The data that is collected for analysis comes from logs, metrics, and events which are usually combined with contextual information about users, assets, threats, and vulnerabilities. This machine data comes from a variety of sources and usually carries a timestamp for every entry. The stores for this data are usually a time-series database that knows how to consistently keep the order of events as they arrive. The stores also support Watermarks and Savepoints for its readers and writers respectively so that they can resume from an earlier point in time.
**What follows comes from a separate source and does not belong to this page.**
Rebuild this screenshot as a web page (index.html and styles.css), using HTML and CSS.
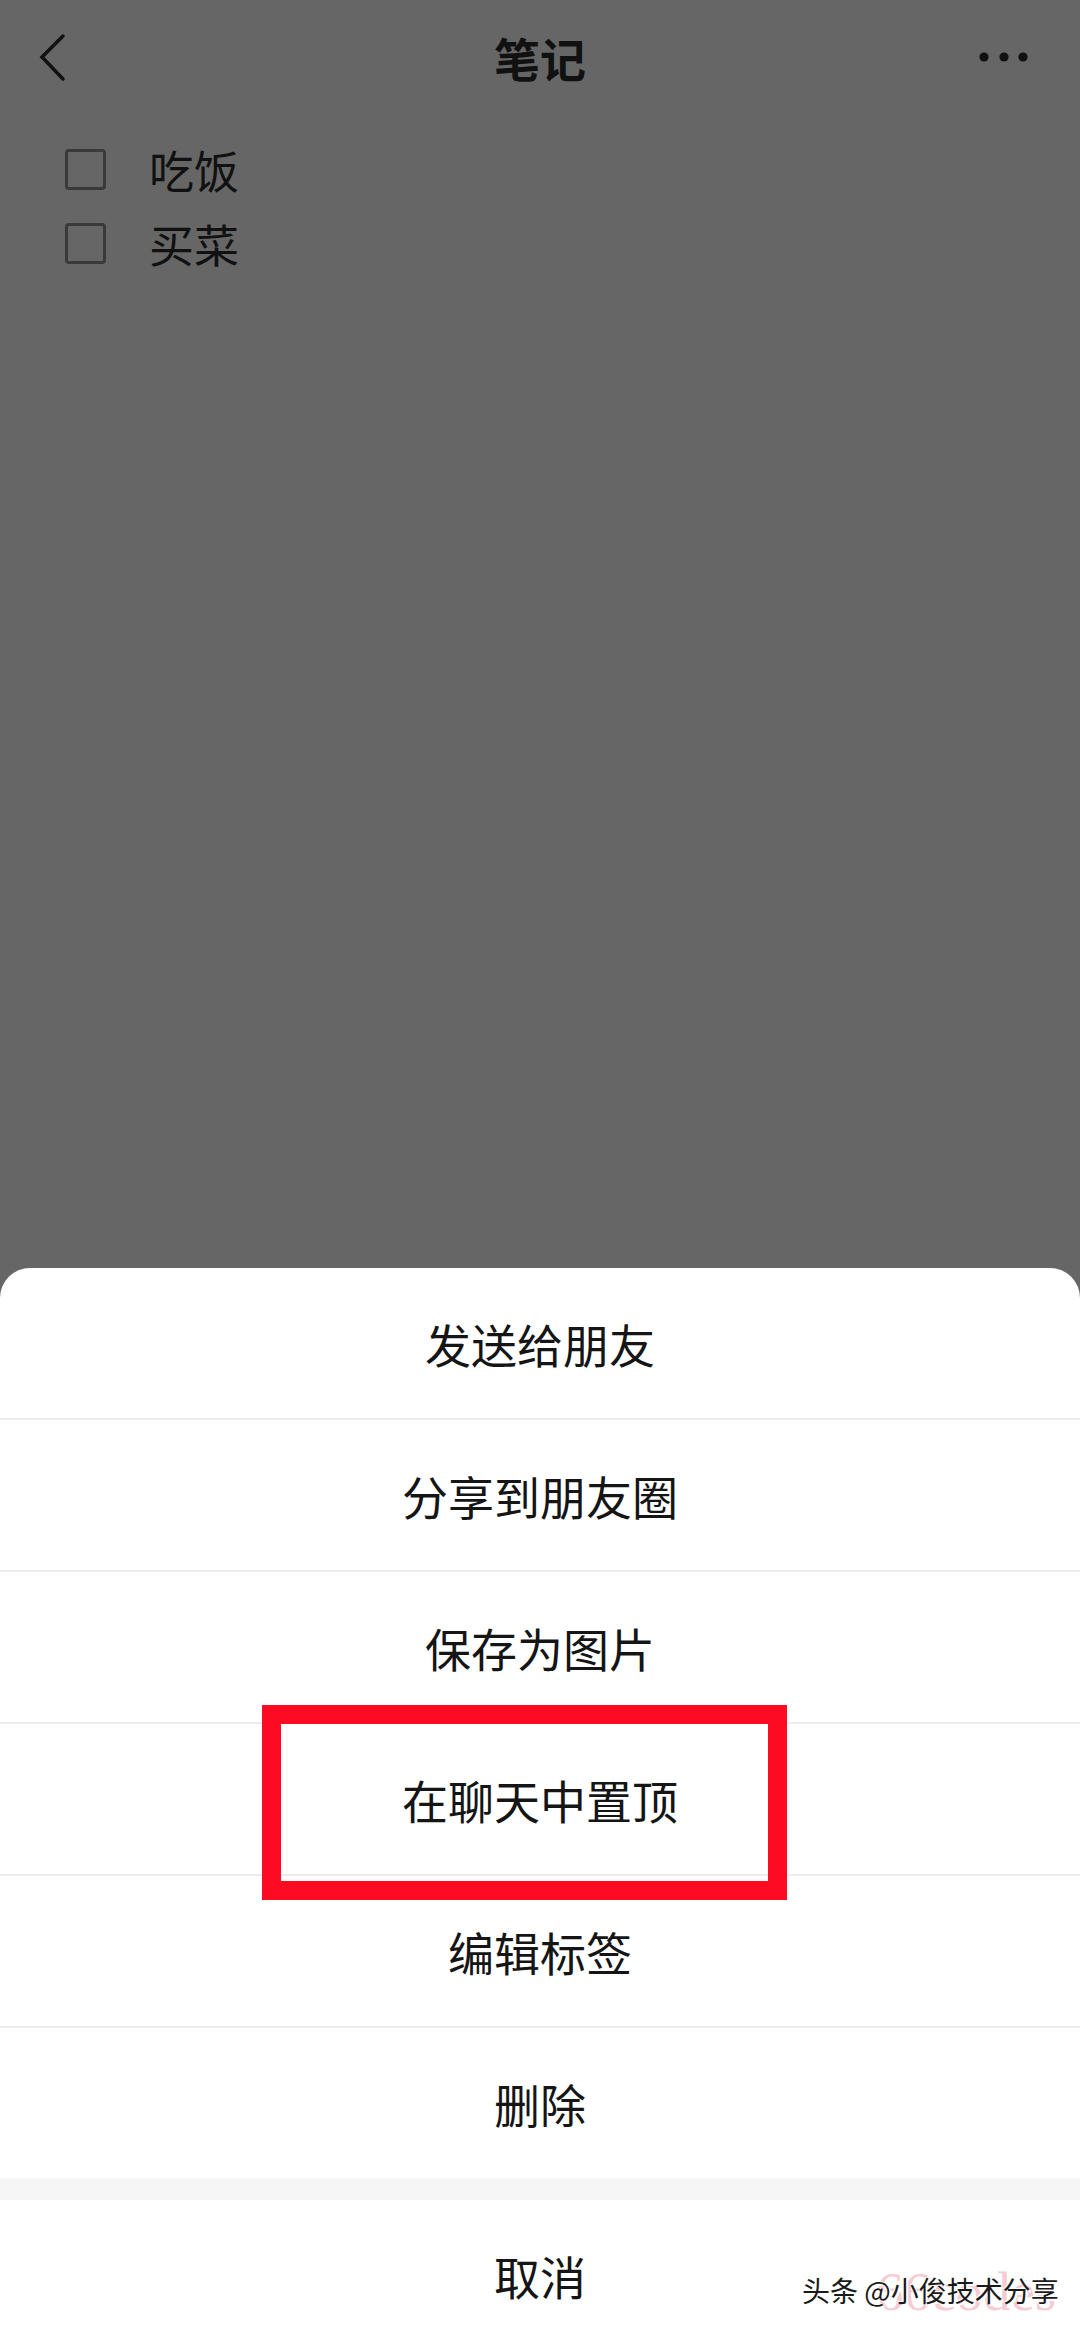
FILE: index.html
```html
<!DOCTYPE html>
<html lang="zh-CN">
<head>
  <meta charset="UTF-8">
  <meta name="viewport" content="width=device-width, initial-scale=1.0">
  <title>笔记</title>
  <link rel="stylesheet" href="styles.css">
</head>
<body>
  <div class="note">
    <div class="topbar">
      <svg class="back" width="48" height="60" viewBox="0 0 48 60">
        <polyline points="35,9 14,30 35,52" fill="none" stroke="#111" stroke-width="3.5" stroke-linecap="round" stroke-linejoin="miter"/>
      </svg>
      <div class="title">笔记</div>
      <svg class="more" width="60" height="24" viewBox="0 0 60 24">
        <circle cx="14" cy="12" r="4.6" fill="#111"/>
        <circle cx="34" cy="12" r="4.6" fill="#111"/>
        <circle cx="53" cy="12" r="4.6" fill="#111"/>
      </svg>
    </div>

    <ul class="todo">
      <li><span class="box"></span>吃饭</li>
      <li><span class="box"></span>买菜</li>
    </ul>
  </div>

  <div class="sheet">
    <div class="item">发送给朋友</div>
    <div class="item">分享到朋友圈</div>
    <div class="item">保存为图片</div>
    <div class="item marked">在聊天中置顶<span class="mark"></span></div>
    <div class="item">编辑标签</div>
    <div class="item last">删除</div>
    <div class="item cancel">取消</div>
  </div>

  <div class="stamp">66codes</div>
  <div class="credit">头条 @小俊技术分享</div>
</body>
</html>
```

FILE: styles.css
```css
html, body {
  margin: 0;
  padding: 0;
}
body {
  position: relative;
  height: 2326px;
  overflow: hidden;
  background: #666666;
  font-family: "Noto Sans CJK SC", "Noto Sans", sans-serif;
  color: #111;
}
.note {
  height: 1268px;
}
.topbar {
  display: grid;
  grid-template-columns: 1fr auto 1fr;
  align-items: center;
  height: 114px;
}
.back {
  display: block;
  margin-left: 28px;
}
.title {
  font-size: 46px;
  font-weight: bold;
  line-height: 1;
}
.more {
  display: block;
  justify-self: end;
  margin-right: 50px;
}
.todo {
  list-style: none;
  margin: 18px 0 0;
  padding: 0 0 0 65px;
}
.todo li {
  display: flex;
  align-items: center;
  gap: 43px;
  height: 74px;
  font-size: 45px;
  line-height: 1;
}
.box {
  width: 41px;
  height: 41px;
  box-sizing: border-box;
  border: 3px solid #3a3a3a;
  border-radius: 4px;
}
.sheet {
  background: #fff;
  border-radius: 30px 30px 0 0;
}
.item {
  position: relative;
  height: 150px;
  display: flex;
  align-items: center;
  justify-content: center;
  font-size: 46px;
  color: #151515;
  border-bottom: 2px solid #ececec;
}
.item.last {
  border-bottom: none;
}
.item.cancel {
  border-bottom: none;
  border-top: 22px solid #f6f6f6;
}
.mark {
  position: absolute;
  left: 262px;
  top: -19px;
  width: 525px;
  height: 195px;
  box-sizing: border-box;
  border: 19px solid #fd0b22;
}
.stamp {
  position: absolute;
  left: 876px;
  top: 2264px;
  font-family: "Liberation Serif", serif;
  font-size: 55px;
  line-height: 1;
  color: rgba(238, 160, 175, 0.55);
}
.credit {
  position: absolute;
  left: 802px;
  top: 2271px;
  font-size: 28px;
  line-height: 38px;
  color: #1a1a1a;
  text-shadow: 2px 2px 0 #fff, -1px -1px 0 #fff;
}
```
These systems, by their nature of dependence on the timelines, require analytical processing to occur on historical batches of data. Elastic storage for big data promoted the use of the map-reduce technique of processing batches where the computations for each batch were mapped before the results from their processing were reduced to a result. This took a lot of time to be useful for high volume traffic such as from the Internet-of-Things. When the batches of data became smaller, the latency for each batch could be reduced but it still did not alleviate the compute. New algorithms for streaming computed the result continuously as data arrived as events one by one. Stream processing libraries supported the aggregation and transformation by processing one event at a time. With the help of these libraries, the logic for analytics could now be conveniently written by filtering or aggregating a subset of events. Higher-level querying languages such as SQL could also be supported by viewing these events to be in a table.
The table is a popular means for analytics because the database industry has had a rich tradition for analytics. Family of data mining techniques such as Association Mining, Clustering, Decision Trees, Linear Regression, Logistic Regression, Naïve Bayes, Neural Network, Sequence Clustering, and Time-Series was now available out of the box when the data appears in a table. Unfortunately, not all these techniques apply directly to streaming data where the data appear one by one. The standard practice for using these techniques for forecasting, risks and probability analysis, recommendations, finding sequences, and grouping starts with a model. First, the problem is defined, then the data is prepared, it is explored to help with the selection of a model, then the models are built and trained over the data, then the models are validated and finally they are kept up to date. Usually, 70% of the data is used for training, and the remaining 30% is used for testing and predictions. A similar technique is used with machine learning packages and algorithms.